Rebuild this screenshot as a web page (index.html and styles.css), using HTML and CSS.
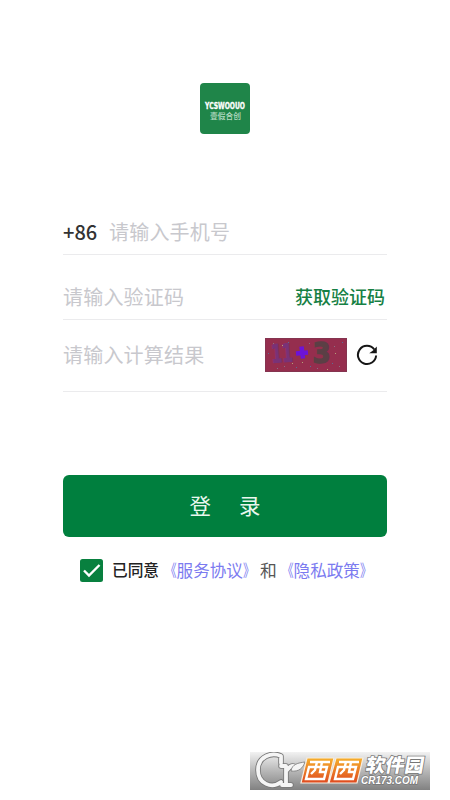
FILE: index.html
```html
<!DOCTYPE html>
<html lang="zh-CN">
<head>
<meta charset="utf-8">
<title>登录</title>
<link rel="stylesheet" href="styles.css">
</head>
<body>
<main class="page">
  <svg class="logo" viewBox="0 0 50 51">
    <rect width="50" height="51" rx="4" fill="#1f8549"/>
    <text class="logo-en" x="5" y="26" textLength="40" lengthAdjust="spacingAndGlyphs">YCSWOOUO</text>
    <text class="logo-cn" x="10" y="35.500" textLength="31" lengthAdjust="spacingAndGlyphs">壹假合创</text>
  </svg>
  <form class="form">
    <div class="row phone"><span class="code">+86</span><span class="hint">请输入手机号</span></div>
    <div class="row sms"><span class="hint">请输入验证码</span><span class="get">获取验证码</span></div>
    <div class="row calc"><span class="hint">请输入计算结果</span>
      <svg class="captcha" viewBox="0 0 82 34">
        <rect width="82" height="34" fill="#952e4e"/>
        <rect x=".5" y=".5" width="81" height="33" fill="none" stroke="#853450"/>
        <text class="digit" x="6" y="24" font-size="25" fill="#793277" stroke="#793277" textLength="22" lengthAdjust="spacingAndGlyphs" transform="rotate(-4 16 15)">11</text>
        <path d="M31 15.500l12-1M36.500 8.500l1.500 12" fill="none" stroke="#6c13d9" stroke-width="4.500"/>
        <text class="digit" x="47.500" y="24.500" font-size="28" fill="#5b3f45" stroke="#5b3f45" stroke-width="1.500" textLength="18" lengthAdjust="spacingAndGlyphs">3</text>
        <g fill="#8b7181"><path d="M8 5h1v1H8zM19 28h1v1h-1zM44 5h1v1h-1zM52 30h1v1h-1zM69 8h1v1h-1zM74 28h1v1h-1zM12 30h1v1h-1z"/></g>
        <g fill="#5e6d93"><path d="M3 15h1v1H3zM23 4h1v1h-1zM31 29h1v1h-1zM77 4h1v1h-1zM67 25h1v1h-1zM45 28h1v1h-1z"/></g>
        <g fill="#b5a078"><path d="M27 25h1v1h-1zM37 24h1v1h-1zM70 15h1v1h-1zM17 7h1v1h-1zM62 31h1v1h-1z"/></g>
      </svg>
      <svg class="refresh" viewBox="0 0 22 22"><path d="M18.200 5.300A9.100 9.100 0 1 0 20.100 11.500" fill="none" stroke="#161616" stroke-width="2"/><path d="M20.800 2.500v6.800h-7.600l3.800-2.800z" fill="#161616"/></svg>
    </div>
    <div class="login"><span>登</span><span>录</span></div>
    <div class="agree">
      <svg class="check" viewBox="0 0 23 23"><rect width="23" height="23" rx="2.500" fill="#08803f"/><path d="M4 11.500l5 5L19.500 6" fill="none" stroke="#fff" stroke-width="2.400"/></svg>
      <span class="agreed">已同意</span><span class="link"><span class="open">《</span>服务协议<span class="close">》</span></span><span class="and">和</span><span class="link"><span class="open">《</span>隐私政策<span class="close">》</span></span>
    </div>
  </form>
  <svg class="mark" viewBox="0 0 180 38">
    <defs>
      <linearGradient id="gray" x2="0" y2="1"><stop stop-color="#f2f2f2"/><stop offset=".5" stop-color="#b7b7b7"/><stop offset="1" stop-color="#818181"/></linearGradient>
      <linearGradient id="orange" x2="0" y2="1"><stop stop-color="#f6b02d"/><stop offset="1" stop-color="#df491f"/></linearGradient>
    </defs>
    <rect width="180" height="38" fill="url(#gray)"/>
    <g fill="none" stroke-linecap="round" stroke-linejoin="round">
      <g stroke="#777" stroke-width="5.500"><path d="M31 11V4c-9-4-23 0-23 14 0 14 14 19 23 12"/><path d="M31 14h5v18M32 33h9M37 18c3-4 6-5 9-3"/></g>
      <g stroke="#f5f5f5" stroke-width="3.800"><path d="M31 11V4c-9-4-23 0-23 14 0 14 14 19 23 12"/><path d="M31 14h5v18M32 33h9M37 18c3-4 6-5 9-3"/></g>
    </g>
    <path d="M41 19c1-7 7-8 14-9-2 6-6 10-14 9z" fill="#f5f5f5" stroke="#777" stroke-width=".8"/>
    <path d="M57 6h27l-6 25H51zM86 6h27l-6 25H79z" fill="url(#orange)" stroke="#f8eee0" stroke-width="1.200"/>
    <g fill="none" stroke="#fff" stroke-width="2.400">
      <path d="M60 10h20M59 15h18l-3 12H56zM67 10l-2 8-4 4M72 10l-2 10h5"/>
      <path d="M89 10h20M88 15h18l-3 12H85zM96 10l-2 8-4 4M101 10l-2 10h5"/>
    </g>
    <text class="mark-cn" x="0" y="0" transform="translate(115 20) skewX(-10)" textLength="58" lengthAdjust="spacingAndGlyphs">软件园</text>
    <text class="mark-en" x="111" y="32" textLength="57" lengthAdjust="spacingAndGlyphs">CR173.COM</text>
  </svg>
</main>
</body>
</html>
```
FILE: styles.css
```css
* { box-sizing: border-box; }
body { margin: 0; background: #fff; font-family: "Noto Sans CJK SC", sans-serif; }
.page { height: 800px; display: flex; flex-direction: column; align-items: flex-start; overflow: hidden; }
.logo { width: 50px; height: 51px; margin: 83px 0 0 200px; flex: none; }
.logo-en { font: 700 8px "DejaVu Sans", sans-serif; fill: #fff; stroke: #fff; stroke-width: .3px; }
.logo-cn { font: 500 8px "Noto Sans CJK SC", sans-serif; fill: #b7dcc4; }
.form { width: 324px; margin: 77px 0 0 63px; }
.row { display: flex; align-items: center; border-bottom: 1px solid #ebebed; line-height: 30px; white-space: nowrap; }
.hint { font-size: 20px; letter-spacing: .2px; color: #c8c8cd; }
.phone { height: 44px; padding-bottom: 1px; }
.code { width: 46px; font-size: 20px; font-weight: 500; color: #333; }
.sms { height: 65px; padding-top: 19px; justify-content: space-between; }
.get { font-size: 18px; font-weight: 500; color: #168044; margin-right: 2px; padding-bottom: 2px; }
.calc { height: 72px; padding-bottom: 1px; }
.calc .hint { width: 202px; padding-bottom: 1px; }
.captcha { width: 82px; height: 34px; overflow: visible; }
.digit { font-family: "DejaVu Sans", sans-serif; font-weight: 700; }
.refresh { width: 22px; height: 22px; margin-left: 9px; }
.login { height: 62px; margin-top: 83px; padding-bottom: 3px; border-radius: 6px; background: #007f3e; color: #e9f7ee; font-size: 21.5px; display: flex; align-items: center; justify-content: center; gap: 28px; }
.agree { height: 24px; margin: 21px 0 0 17px; display: flex; align-items: center; white-space: nowrap; line-height: 24px; }
.check { width: 23px; height: 23px; margin-right: 9px; flex: none; }
.agreed { width: 48px; font-size: 15.7px; font-weight: 500; color: #222; }
.link { width: 100px; font-size: 16.6px; color: #7b7bf0; }
.open, .close { display: inline-block; transform: scaleX(.7); }
.open { transform-origin: right; }
.close { transform-origin: left; }
.and { width: 17px; font-size: 16.8px; color: #555; }
.mark { width: 180px; height: 38px; margin: auto 0 10px 250px; flex: none; }
.mark-cn { font: 900 19px "Noto Sans CJK SC", sans-serif; fill: #fff; stroke: #777; stroke-width: 1.6px; paint-order: stroke; }
.mark-en { font: italic 700 11px "Liberation Sans", sans-serif; fill: #fff; stroke: #777; stroke-width: 1.4px; paint-order: stroke; }
```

------------

▶ WHAT THE TASK ASKS
All of the material above is to be copied exactly, except for its images.

▶ EXERCISE RESULT
Rebuild this screenshot as a web page (index.html and styles.css), using HTML and CSS.
FILE: index.html
```html
<!DOCTYPE html>
<html lang="zh-CN">
<head>
<meta charset="utf-8">
<title>登录</title>
<link rel="stylesheet" href="styles.css">
</head>
<body>
<main class="page">
  <svg class="logo" viewBox="0 0 50 51">
    <rect width="50" height="51" rx="4" fill="#1f8549"/>
    <text class="logo-en" x="5" y="26" textLength="40" lengthAdjust="spacingAndGlyphs">YCSWOOUO</text>
    <text class="logo-cn" x="10" y="35.500" textLength="31" lengthAdjust="spacingAndGlyphs">壹假合创</text>
  </svg>
  <form class="form">
    <div class="row phone"><span class="code">+86</span><span class="hint">请输入手机号</span></div>
    <div class="row sms"><span class="hint">请输入验证码</span><span class="get">获取验证码</span></div>
    <div class="row calc"><span class="hint">请输入计算结果</span>
      <svg class="captcha" viewBox="0 0 82 34">
        <rect width="82" height="34" fill="#952e4e"/>
        <rect x=".5" y=".5" width="81" height="33" fill="none" stroke="#853450"/>
        <text class="digit" x="6" y="24" font-size="25" fill="#793277" stroke="#793277" textLength="22" lengthAdjust="spacingAndGlyphs" transform="rotate(-4 16 15)">11</text>
        <path d="M31 15.500l12-1M36.500 8.500l1.500 12" fill="none" stroke="#6c13d9" stroke-width="4.500"/>
        <text class="digit" x="47.500" y="24.500" font-size="28" fill="#5b3f45" stroke="#5b3f45" stroke-width="1.500" textLength="18" lengthAdjust="spacingAndGlyphs">3</text>
        <g fill="#8b7181"><path d="M8 5h1v1H8zM19 28h1v1h-1zM44 5h1v1h-1zM52 30h1v1h-1zM69 8h1v1h-1zM74 28h1v1h-1zM12 30h1v1h-1z"/></g>
        <g fill="#5e6d93"><path d="M3 15h1v1H3zM23 4h1v1h-1zM31 29h1v1h-1zM77 4h1v1h-1zM67 25h1v1h-1zM45 28h1v1h-1z"/></g>
        <g fill="#b5a078"><path d="M27 25h1v1h-1zM37 24h1v1h-1zM70 15h1v1h-1zM17 7h1v1h-1zM62 31h1v1h-1z"/></g>
      </svg>
      <svg class="refresh" viewBox="0 0 22 22"><path d="M18.200 5.300A9.100 9.100 0 1 0 20.100 11.500" fill="none" stroke="#161616" stroke-width="2"/><path d="M20.800 2.500v6.800h-7.600l3.800-2.800z" fill="#161616"/></svg>
    </div>
    <div class="login"><span>登</span><span>录</span></div>
    <div class="agree">
      <svg class="check" viewBox="0 0 23 23"><rect width="23" height="23" rx="2.500" fill="#08803f"/><path d="M4 11.500l5 5L19.500 6" fill="none" stroke="#fff" stroke-width="2.400"/></svg>
      <span class="agreed">已同意</span><span class="link"><span class="open">《</span>服务协议<span class="close">》</span></span><span class="and">和</span><span class="link"><span class="open">《</span>隐私政策<span class="close">》</span></span>
    </div>
  </form>
  <svg class="mark" viewBox="0 0 180 38">
    <defs>
      <linearGradient id="gray" x2="0" y2="1"><stop stop-color="#f2f2f2"/><stop offset=".5" stop-color="#b7b7b7"/><stop offset="1" stop-color="#818181"/></linearGradient>
      <linearGradient id="orange" x2="0" y2="1"><stop stop-color="#f6b02d"/><stop offset="1" stop-color="#df491f"/></linearGradient>
    </defs>
    <rect width="180" height="38" fill="url(#gray)"/>
    <g fill="none" stroke-linecap="round" stroke-linejoin="round">
      <g stroke="#777" stroke-width="5.500"><path d="M31 11V4c-9-4-23 0-23 14 0 14 14 19 23 12"/><path d="M31 14h5v18M32 33h9M37 18c3-4 6-5 9-3"/></g>
      <g stroke="#f5f5f5" stroke-width="3.800"><path d="M31 11V4c-9-4-23 0-23 14 0 14 14 19 23 12"/><path d="M31 14h5v18M32 33h9M37 18c3-4 6-5 9-3"/></g>
    </g>
    <path d="M41 19c1-7 7-8 14-9-2 6-6 10-14 9z" fill="#f5f5f5" stroke="#777" stroke-width=".8"/>
    <path d="M57 6h27l-6 25H51zM86 6h27l-6 25H79z" fill="url(#orange)" stroke="#f8eee0" stroke-width="1.200"/>
    <g fill="none" stroke="#fff" stroke-width="2.400">
      <path d="M60 10h20M59 15h18l-3 12H56zM67 10l-2 8-4 4M72 10l-2 10h5"/>
      <path d="M89 10h20M88 15h18l-3 12H85zM96 10l-2 8-4 4M101 10l-2 10h5"/>
    </g>
    <text class="mark-cn" x="0" y="0" transform="translate(115 20) skewX(-10)" textLength="58" lengthAdjust="spacingAndGlyphs">软件园</text>
    <text class="mark-en" x="111" y="32" textLength="57" lengthAdjust="spacingAndGlyphs">CR173.COM</text>
  </svg>
</main>
</body>
</html>
```
FILE: styles.css
```css
* { box-sizing: border-box; }
body { margin: 0; background: #fff; font-family: "Noto Sans CJK SC", sans-serif; }
.page { height: 800px; display: flex; flex-direction: column; align-items: flex-start; overflow: hidden; }
.logo { width: 50px; height: 51px; margin: 83px 0 0 200px; flex: none; }
.logo-en { font: 700 8px "DejaVu Sans", sans-serif; fill: #fff; stroke: #fff; stroke-width: .3px; }
.logo-cn { font: 500 8px "Noto Sans CJK SC", sans-serif; fill: #b7dcc4; }
.form { width: 324px; margin: 77px 0 0 63px; }
.row { display: flex; align-items: center; border-bottom: 1px solid #ebebed; line-height: 30px; white-space: nowrap; }
.hint { font-size: 20px; letter-spacing: .2px; color: #c8c8cd; }
.phone { height: 44px; padding-bottom: 1px; }
.code { width: 46px; font-size: 20px; font-weight: 500; color: #333; }
.sms { height: 65px; padding-top: 19px; justify-content: space-between; }
.get { font-size: 18px; font-weight: 500; color: #168044; margin-right: 2px; padding-bottom: 2px; }
.calc { height: 72px; padding-bottom: 1px; }
.calc .hint { width: 202px; padding-bottom: 1px; }
.captcha { width: 82px; height: 34px; overflow: visible; }
.digit { font-family: "DejaVu Sans", sans-serif; font-weight: 700; }
.refresh { width: 22px; height: 22px; margin-left: 9px; }
.login { height: 62px; margin-top: 83px; padding-bottom: 3px; border-radius: 6px; background: #007f3e; color: #e9f7ee; font-size: 21.5px; display: flex; align-items: center; justify-content: center; gap: 28px; }
.agree { height: 24px; margin: 21px 0 0 17px; display: flex; align-items: center; white-space: nowrap; line-height: 24px; }
.check { width: 23px; height: 23px; margin-right: 9px; flex: none; }
.agreed { width: 48px; font-size: 15.7px; font-weight: 500; color: #222; }
.link { width: 100px; font-size: 16.6px; color: #7b7bf0; }
.open, .close { display: inline-block; transform: scaleX(.7); }
.open { transform-origin: right; }
.close { transform-origin: left; }
.and { width: 17px; font-size: 16.8px; color: #555; }
.mark { width: 180px; height: 38px; margin: auto 0 10px 250px; flex: none; }
.mark-cn { font: 900 19px "Noto Sans CJK SC", sans-serif; fill: #fff; stroke: #777; stroke-width: 1.6px; paint-order: stroke; }
.mark-en { font: italic 700 11px "Liberation Sans", sans-serif; fill: #fff; stroke: #777; stroke-width: 1.4px; paint-order: stroke; }
```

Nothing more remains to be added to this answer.